Ed Notes Extended

Tuesday, December 14, 2010

If Shael Was a Real Teacher He Must Have Been Invaded by Data Munching Body Snatchers

Mr. Polakow-Suransky acknowledges that the tests are imperfect, but says they are a necessary measurement tool. “To put it very simply,” he said, “how do you know that the kids are learning?”  

Tell me that a real teacher would say "How do you know that the kids are learning?" without standardized tests. Every single teacher I know has given tests that tell them if kids are learning. Or they know from how they respond in class. This is such an anti-teacher statement. Note how Shael makes it seem that the choice is between standardized tests and not tests - totally negating what most teachers have always used in class.

Shael didn't escape
Now the contradictions in today's NY Times profile on Shael Polakow-Suransky (I've got a bias against hypehated names, especially long ones) who will be 2nd in command to Cathie Back are very revealing. He went to a progressive high school and studied with progressive educator Ted Sizer at Brown University (how interesting that I meet so many Brown grads counter to Shael who are active resisters to the ed deformers). Then he worked for Eric Nadelstern who once was a real reformer people tell me.

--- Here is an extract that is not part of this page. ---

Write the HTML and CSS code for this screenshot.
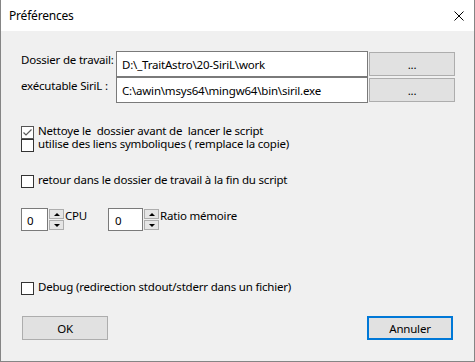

A Tweed insider told me the two of them always talked a good game but once inside the walls of Tweed they shifted to the party data line - the judgement: ambition and self-interest.

Now Shael will offer a menu of more tests:

He has been working with officials from New York and other states to create a new kind of testing that would include essays, classroom projects and multiple-choice exams, and that would be administered in stages, perhaps at four times during the year. 

Afterburn
See the web of corruption tying the Merryl Tisch family to the testing industry at Perdido St. School - comments section.

1 comment:

  1. I don't understand why we spend all this money on testing to find out if our kids are learning when we can just promote Parent teacher conferences. I think that's putting it even simpler. I don't think you'll find any teacher who isn't willing to talk about a students' progress in the classroom with a parent. Get parents out to meet their child's teacher.